Vegas was a joke.. The highlight for me was playing with a little friend I like to call “Desert Eagle”, unfortunately not the .50, but the .44 was hard enough to handle on the gun range. There’s nothing like a shop that you can just rock up to and point out a gun and they’ll give you ammo and a range to shoot it in no questions asked. No ID check, no blood alcohol/drug check, it’s just here you go, have fun! Went VIP to a club in Vegas too which was apparently a good experience. I say apparently as I had a date with Sailor Jerry’s good pal Captain Morgan and that left me passed out in my hotel room before long. I woke to a scene not too different from the hangover after that night and my quote for the day after that I stole from “The Hangover”, “we don’t remember anything, remember!”. The day following I ate the most disgustingly, filthy meal of the trip and the locals call it the mac & steak sub. I’ll let you guys put two and two together. The only thing more heart attack inducing than that was the cajun bloody mary I sent back to the bar on a Mississippi river cruise in New Orleans. It tasted like a cup of olive brine, tomato paste and pepper, maybe something like you’d make as a dare when you were a kid unsupervised in an all you can eat restaurant.

LA….. Well that to me was just a giant stink hole. I gave Disneyland a miss after sporting one of the worst hangover’s of the trip after visiting the Trubadour for an Omar Rodriguez Lopez concert. Only two of our group of 13 went to see this gig and we managed to sneak into the band after party post-gig by posing as roadies. I took a happy snap of my partner in crime with Omar not long before we met each other again out the front of the venue not realizing that we’d both managed to sneak into the after party. Ah, well, win some, lose some. Stoned from the passive smoke and drunk as a couple of skunks, I’m not really sure how we managed to find our way back to our accommodation considering we had no idea what the address was.

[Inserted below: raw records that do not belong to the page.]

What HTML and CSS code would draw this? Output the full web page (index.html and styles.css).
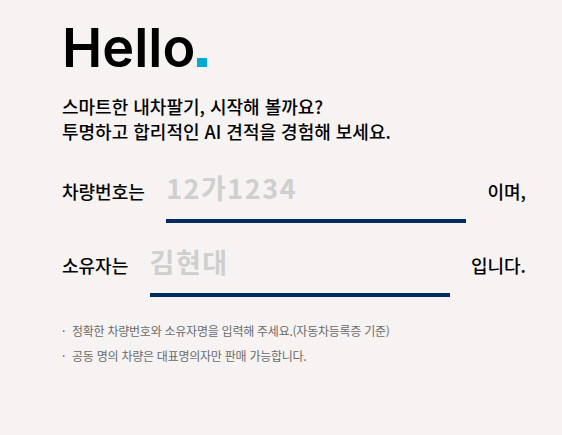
FILE: index.html
```html
<!DOCTYPE html>
<html lang="ko">
<head>
  <meta charset="UTF-8" />
  <meta name="viewport" content="width=device-width, initial-scale=1.0"/>
  <title>내차팔기</title>
  <link rel="stylesheet" href="styles.css">
</head>
<body>

<div class="container">
  <h1 class="hello">Hello<span class="dot"></span></h1>
  <p class="intro">스마트한 내차팔기, 시작해 볼까요?<br>투명하고 합리적인 AI 견적을 경험해 보세요.</p>

  <form class="car-form">
    <div class="row">
      <label for="carNo">차량번호는</label>
      <input type="text" id="carNo" name="carNo" placeholder="12가1234" />
      <span class="tail">이며,</span>
    </div>
    <div class="row">
      <label for="owner">소유자는</label>
      <input type="text" id="owner" name="owner" placeholder="김현대" />
      <span class="tail">입니다.</span>
    </div>
  </form>

  <ul class="notes">
    <li>정확한 차량번호와 소유자명을 입력해 주세요.(자동차등록증 기준)</li>
    <li>공동 명의 차량은 대표명의자만 판매 가능합니다.</li>
  </ul>
</div>

</body>
</html>
```

FILE: styles.css
```css
body { margin: 0; padding: 0; background: #f6f3f2; font-family: "Noto Sans CJK KR", "Noto Sans", sans-serif; color: #000; }
.container { width: 464px; padding: 22px 0 0 62px; }
.hello { margin: 0; font-family: Inter, "Noto Sans", sans-serif; font-size: 54px; font-weight: 600; line-height: 52px; letter-spacing: 0; }
.dot { display: inline-block; width: 10px; height: 9px; margin-left: 2px; background: #00aad2; }
.intro { margin: 20px 0 0; font-size: 18px; font-weight: 500; line-height: 25px; }
.car-form { margin-top: 26px; }
.row { display: flex; justify-content: space-between; align-items: baseline; margin-bottom: 21px; }
.row:last-child { margin-bottom: 0; }
.row label, .row .tail { font-size: 18px; font-weight: 500; }
.row input { width: 300px; box-sizing: border-box; padding: 0 0 13px; border: none; border-bottom: 4px solid #002c5f; background: transparent; font-family: inherit; font-size: 27px; font-weight: 700; line-height: 36px; letter-spacing: 1.5px; outline: none; }
.row input::placeholder { color: #cfcfcf; }
.notes { margin: 21px 0 0; padding: 0; list-style: none; font-size: 12px; line-height: 25px; letter-spacing: -0.25px; color: #6b6b6b; }
.notes li::before { content: "·"; display: inline-block; width: 10px; }
```
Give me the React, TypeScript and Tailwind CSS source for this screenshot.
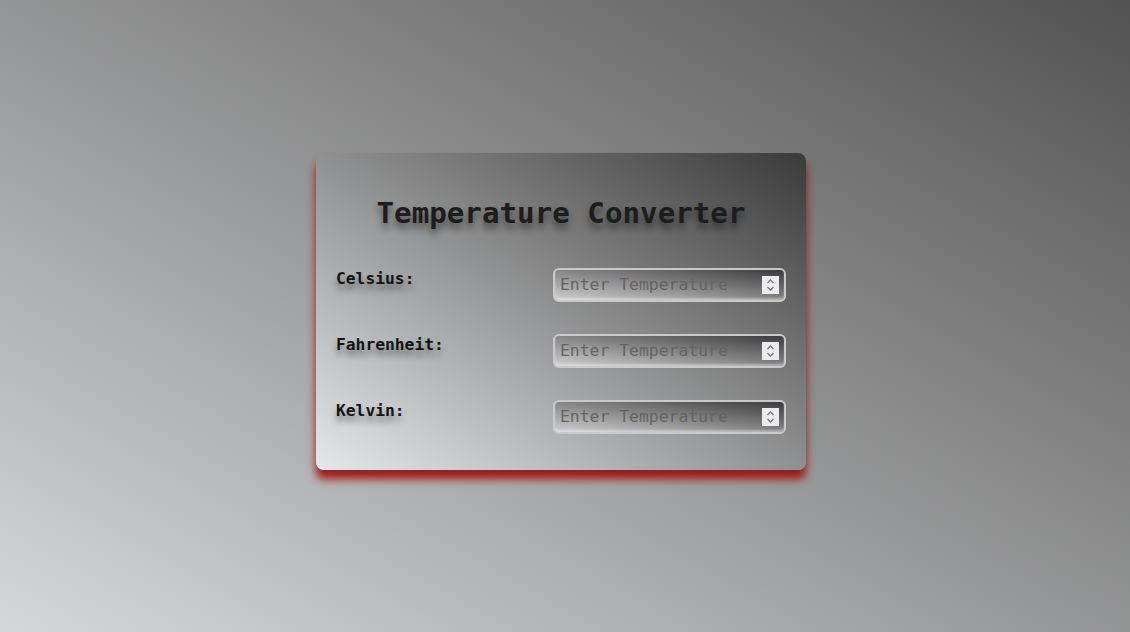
import { useState } from "react"

const scales = ["Celsius", "Fahrenheit", "Kelvin"] as const

function Spinner() {
  return (
    <span className="pointer-events-none absolute top-1/2 right-[7px] flex h-[18px] w-[17px] -translate-y-1/2 items-center justify-center bg-[#ececf0]">
      <svg width="9" height="14" viewBox="0 0 9 14" fill="none" stroke="#7a7a7a" strokeWidth="1.3">
        <path d="M1.5 5 L4.5 2 L7.5 5" />
        <path d="M1.5 9 L4.5 12 L7.5 9" />
      </svg>
    </span>
  )
}

export default function App() {
  const [values, setValues] = useState<Record<string, string>>({})

  return (
    <div className="flex min-h-screen items-center justify-center bg-[linear-gradient(to_top_right,#d6d7d9,#525252)] font-['DejaVu_Sans_Mono',monospace]">
      <div className="mr-[8px] mb-[10px] w-[490px] rounded-[8px] bg-[linear-gradient(to_top_right,#e6e7e9,#3a3a3a)] px-5 pt-5 pb-9 shadow-[0_9px_9px_rgba(155,10,10,0.9)]">
        <h1 className="mt-[23px] mb-[38px] text-center text-[29.2px] leading-[34px] font-bold text-[#1d1d1d] [text-shadow:0_6px_7px_rgba(0,0,0,0.45)]">
          Temperature Converter
        </h1>
        <div className="flex flex-col gap-8">
          {scales.map((s) => (
            <div key={s} className="flex items-start justify-between">
              <label className="pt-[1px] text-[16.3px] leading-5 font-bold text-[#141414] [text-shadow:0_6px_6px_rgba(0,0,0,0.4)]">
                {s}:
              </label>
              <div className="relative">
                <input
                  type="text"
                  value={values[s] ?? ""}
                  onChange={(e) => setValues({ ...values, [s]: e.target.value })}
                  placeholder="Enter Temperature"
                  className="h-[34px] w-[233px] rounded-[6px] border-2 border-[#c9c9c9] bg-[linear-gradient(to_top_right,#cfcfcf,#3c3c3c)] px-[5px] text-[16.4px] text-[#222] shadow-[inset_0_-2px_2px_rgba(255,255,255,0.35)] outline-none placeholder:text-[#646464]"
                />
                <Spinner />
              </div>
            </div>
          ))}
        </div>
      </div>
    </div>
  )
}
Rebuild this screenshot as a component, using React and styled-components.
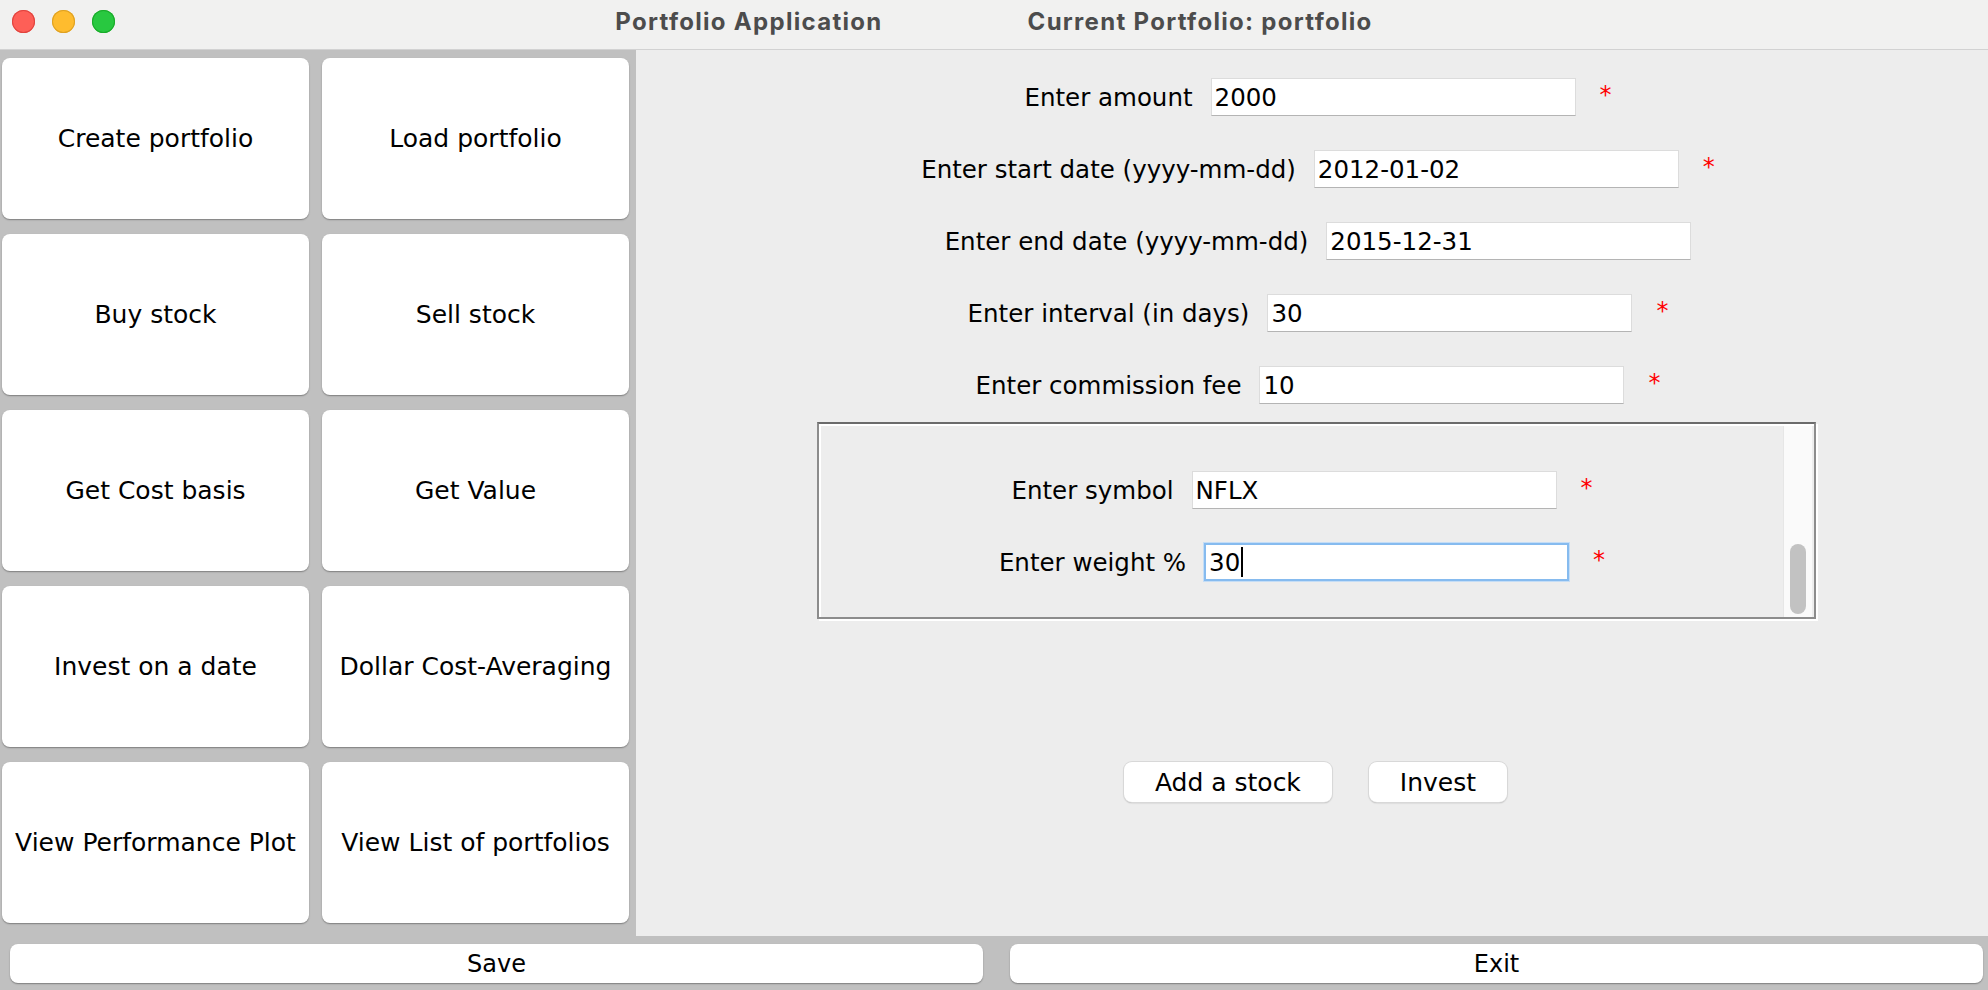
import styled, { createGlobalStyle } from "styled-components";

const GlobalStyle = createGlobalStyle`
  html, body {
    margin: 0;
    padding: 0;
    background: #c0c0c0;
  }
  body {
    font-family: "DejaVu Sans", "Liberation Sans", sans-serif;
    color: #000;
  }
  * { box-sizing: border-box; }
`;

const menuItems = [
  "Create portfolio",
  "Load portfolio",
  "Buy stock",
  "Sell stock",
  "Get Cost basis",
  "Get Value",
  "Invest on a date",
  "Dollar Cost-Averaging",
  "View Performance Plot",
  "View List of portfolios",
];

const fields = [
  { label: "Enter amount", value: "2000", required: true },
  { label: "Enter start date (yyyy-mm-dd)", value: "2012-01-02", required: true },
  { label: "Enter end date (yyyy-mm-dd)", value: "2015-12-31", required: false },
  { label: "Enter interval (in days)", value: "30", required: true },
  { label: "Enter commission fee", value: "10", required: true },
];

const App = () => {
  return (
    <Window>
      <GlobalStyle />
      <TitleBar>
        <Lights>
          <Light color="#fe5f57" edge="#e0443e" />
          <Light color="#febc2e" edge="#dea123" />
          <Light color="#28c840" edge="#1aab29" />
        </Lights>
        <Title>
          <span>Portfolio Application</span>
          <span>Current Portfolio: portfolio</span>
        </Title>
        <div />
      </TitleBar>

      <Body>
        <Menu>
          {menuItems.map((item) => (
            <MenuButton key={item}>{item}</MenuButton>
          ))}
        </Menu>

        <Content>
          <Form>
            {fields.map((f) => (
              <Row key={f.label}>
                <Label>{f.label}</Label>
                <Field>{f.value}</Field>
                <Star hidden={!f.required}>*</Star>
              </Row>
            ))}
          </Form>

          <StockBox>
            <StockRows>
              <Row>
                <Label>Enter symbol</Label>
                <Field>NFLX</Field>
                <Star>*</Star>
              </Row>
              <Row>
                <Label>Enter weight %</Label>
                <Field focused>
                  30<Caret />
                </Field>
                <Star>*</Star>
              </Row>
            </StockRows>
            <ScrollTrack>
              <ScrollThumb />
            </ScrollTrack>
          </StockBox>

          <Actions>
            <SmallButton>Add a stock</SmallButton>
            <SmallButton>Invest</SmallButton>
          </Actions>
        </Content>
      </Body>

      <BottomBar>
        <WideButton>Save</WideButton>
        <WideButton>Exit</WideButton>
      </BottomBar>
    </Window>
  );
};

const Window = styled.div`
  width: 1988px;
  height: 990px;
  display: flex;
  flex-direction: column;
  background: #c0c0c0;
  overflow: hidden;
`;

const TitleBar = styled.div`
  height: 50px;
  flex-shrink: 0;
  display: grid;
  grid-template-columns: 1fr auto 1fr;
  align-items: center;
  background: #f1f1f0;
  border-bottom: 1px solid #d2d2d2;
`;

const Lights = styled.div`
  display: flex;
  gap: 17px;
  padding-left: 12px;
  padding-bottom: 6px;
`;

const Light = styled.span`
  width: 23px;
  height: 23px;
  border-radius: 50%;
  background: ${(p) => p.color};
  box-shadow: inset 0 0 0 1px ${(p) => p.edge};
`;

const Title = styled.div`
  display: flex;
  gap: 145px;
  font-family: Inter, "Liberation Sans", sans-serif;
  font-weight: 700;
  font-size: 24px;
  letter-spacing: 1.3px;
  color: #4c4c4c;
  padding-bottom: 7px;
`;

const Body = styled.div`
  flex: 1;
  display: flex;
  min-height: 0;
`;

const Menu = styled.div`
  width: 636px;
  flex-shrink: 0;
  display: grid;
  grid-template-columns: 307px 307px;
  grid-auto-rows: 161px;
  column-gap: 13px;
  row-gap: 15px;
  padding: 8px 0 0 2px;
  background: #c0c0c0;
`;

const MenuButton = styled.button`
  border: none;
  border-radius: 8px;
  background: #fff;
  box-shadow: 0 1px 1.5px rgba(0, 0, 0, 0.35);
  font-family: "DejaVu Sans", sans-serif;
  font-size: 25px;
  color: #000;
  padding: 0;
  white-space: nowrap;
`;

const Content = styled.div`
  flex: 1;
  display: flex;
  flex-direction: column;
  background: #ededed;
`;

const Form = styled.div`
  display: flex;
  flex-direction: column;
  gap: 34px;
  padding: 28px 0 0 12px;
`;

const Row = styled.div`
  display: flex;
  justify-content: center;
  align-items: center;
  height: 38px;
`;

const Label = styled.span`
  font-size: 24.5px;
  margin-right: 18px;
  white-space: nowrap;
`;

const Field = styled.div`
  width: 365px;
  height: 38px;
  display: flex;
  align-items: center;
  padding: 0 3px;
  background: #fff;
  font-size: 24.5px;
  border: ${(p) => (p.focused ? "2px solid #86bbef" : "1px solid #dcdcdc")};
  border-bottom-color: ${(p) => (p.focused ? "#86bbef" : "#b4b4b4")};
  box-shadow: ${(p) => (p.focused ? "0 0 0 1px #c4ddf6" : "none")};
`;

const Caret = styled.span`
  width: 2px;
  height: 30px;
  margin-left: 1px;
  background: #000;
`;

const Star = styled.span`
  width: ${(p) => (p.hidden ? "13px" : "auto")};
  margin-left: ${(p) => (p.hidden ? "0" : "24px")};
  visibility: ${(p) => (p.hidden ? "hidden" : "visible")};
  color: #ff0000;
  font-size: 24px;
  align-self: flex-start;
  margin-top: 3px;
`;

const StockBox = styled.div`
  display: flex;
  width: 999px;
  height: 197px;
  margin: 18px 0 0 181px;
  border: 2px solid #8c8c8c;
  border-top-color: #6b6b6b;
  box-shadow: inset 2px 2px 0 #fff, 2px 2px 0 #fff;
  padding: 2px 2px 0 2px;
`;

const StockRows = styled.div`
  flex: 1;
  display: flex;
  flex-direction: column;
  gap: 34px;
  padding-top: 45px;
`;

const ScrollTrack = styled.div`
  width: 29px;
  display: flex;
  flex-direction: column;
  justify-content: flex-end;
  align-items: center;
  background: #fafafa;
  border-left: 1px solid #e6e6e6;
  padding-bottom: 3px;
`;

const ScrollThumb = styled.div`
  width: 16px;
  height: 70px;
  border-radius: 8px;
  background: #c2c2c2;
`;

const Actions = styled.div`
  display: flex;
  justify-content: center;
  gap: 37px;
  margin-top: 143px;
  padding-left: 7px;
`;

const SmallButton = styled.button`
  height: 40px;
  padding: 0 31px;
  border: none;
  border-radius: 8px;
  background: #fff;
  box-shadow: 0 0 0 1px #d8d8d8, 0 1px 1.5px rgba(0, 0, 0, 0.3);
  font-family: "DejaVu Sans", sans-serif;
  font-size: 25px;
  color: #000;
`;

const BottomBar = styled.div`
  height: 54px;
  flex-shrink: 0;
  display: grid;
  grid-template-columns: 973px 973px;
  column-gap: 27px;
  padding: 8px 0 0 10px;
  background: #c0c0c0;
`;

const WideButton = styled.button`
  height: 39px;
  border: none;
  border-radius: 8px;
  background: #fff;
  box-shadow: 0 1px 1.5px rgba(0, 0, 0, 0.35);
  font-family: "DejaVu Sans", sans-serif;
  font-size: 24px;
  color: #000;
  padding: 0;
`;

export default App;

I almost forgot to mention the haunted hotel we stayed in at Pismo Beach. Weird things happened in that place! I thought I was going crazy! I woke up dead on 530am to the sound of an old rusty sprung mattress being jumped on, when I looked at the end of my bed there was a dark shadow that jumped off the end. I thought I was probably dreaming so I got up, washed my face and went back to bed. Just before I fell asleep again there was the sound of tapping finger nails on my bed head. Needless to say there wasn’t a whole lot more sleep that morning. Thank god it was only a stop-over location on our road trip. I figured the rest of my crew would think I was nuts if I mentioned it, so I kept my experience to myself, well until I get from my room to the elevator anyway. I merely commented “I think this place is haunted” to one of the lasses I was travelling with who instantly thought I was taking the piss (how unlike me). She asked her man if he’d mentioned anything to me to check if I was serious and when she realized I wasn’t making a joke she told me everyone had seen strange things in the night.

To sum it up, it was an experience. I don’t think I’m in any hurry to get back to America but I think everyone would have to do it once in a lifetime. If I lived in NYC I’d be on the cover of a Fat Admirers magazine, if I lived in Vegas I’d probably buy a desert eagle and shortly after be thrown in prison for gunning down one of those schleps in bright t-shirts flicking and handing out cards for female escorts, if I lived in New Orleans my liver would die in a week after a few too many “Hurricanes” and if I lived in LA I’d buy myself a leather pilots hat and goggles and drive like a kamikaze from one side of the city to the other and die a horrible death taking many with me. San Fran, well I could probably live there forever but I think that’d be done in vain as I think I’ve got most of the bases covered here in Melbourne. If I open a Sausage store like Rosamunde Sausage Grill in Melbourne that sells cool T-shirts and is next to a sweet Mexican Restaurant called Pancho Villas I think I’ll have it all.